Podría dar no miles, millones de motivos por los que la distancia, esquivado y temido concepto, tiene también sus cosas buenas. Dicho así, puede dar la sensación de que estas líneas no sean sino una forma de auto-convencerme de que, sola en la capital, sobreviviendo entre edificios que triplican la estatura de aquellos de la ciudad de la que procedo, no tengo miedo de que cambie el rumbo de la vida que he llevado hasta el momento.
Y en cierto modo, es verdad.
Convivir con la idea de que aquellos que me aprecian y
aprecio andan muy lejos de entender el cúmulo de sentimientos que almaceno día
a día, no es lo fácil que imaginaba cuando me embarqué en el viaje de estudiar
fuera de casa.

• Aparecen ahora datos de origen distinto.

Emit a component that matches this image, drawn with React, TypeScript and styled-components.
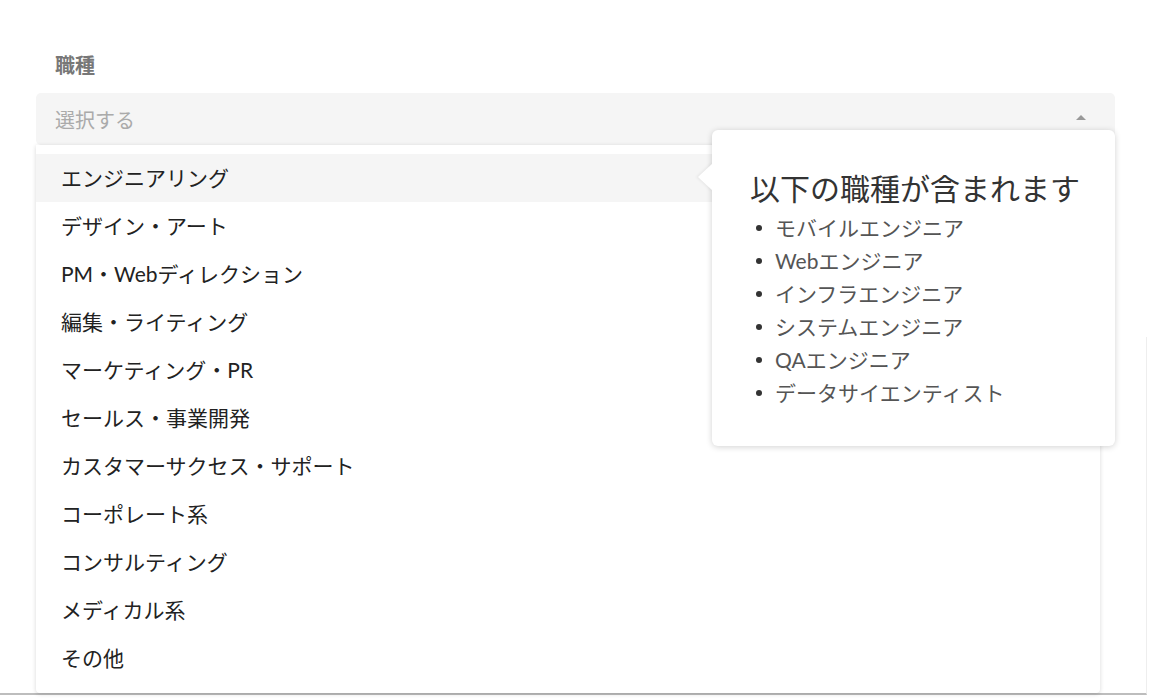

Más me gustaría que hubieran venido conmigo en la maleta los
constantes e insoportables gritos de mis hermanos, las horas (y horas) al
teléfono con mis amigas con el consecuente comentario pa/maternal de <<te pasas el día entero
hablando>> , las reuniones con
los de siempre… e incluso el frío helador castellano, que parece que aquí vivo
en una eterna primavera.
Veo gente tropezarse e incluso caerse cómicamente, e imagino
al tiempo una risa a mi lado; gente que se mueve de un lado para otro en
patines y ninguno se detiene un momento a darme un abrazo; artistas con cámara
en mano dedicados a enfocar detalles que otros no vemos; balones de basket,
palos de hockey, bretones y pequeños felinos, alusiones a psicólogos, ¿y con
quién lo comparto si no las tengo conmigo?
Pero, como empezaba diciendo, la distancia tiene también su
parte positiva gracias a la cual he redactado hasta la última palabra de esta
reflexión, y no es otra cosa que aprender a valorar lo que uno tiene. Así de
sencillo, hasta el momento era tan normal y rutinario todo lo que cuento que no
había motivo para detenerse, pensarlo y disfrutarlo.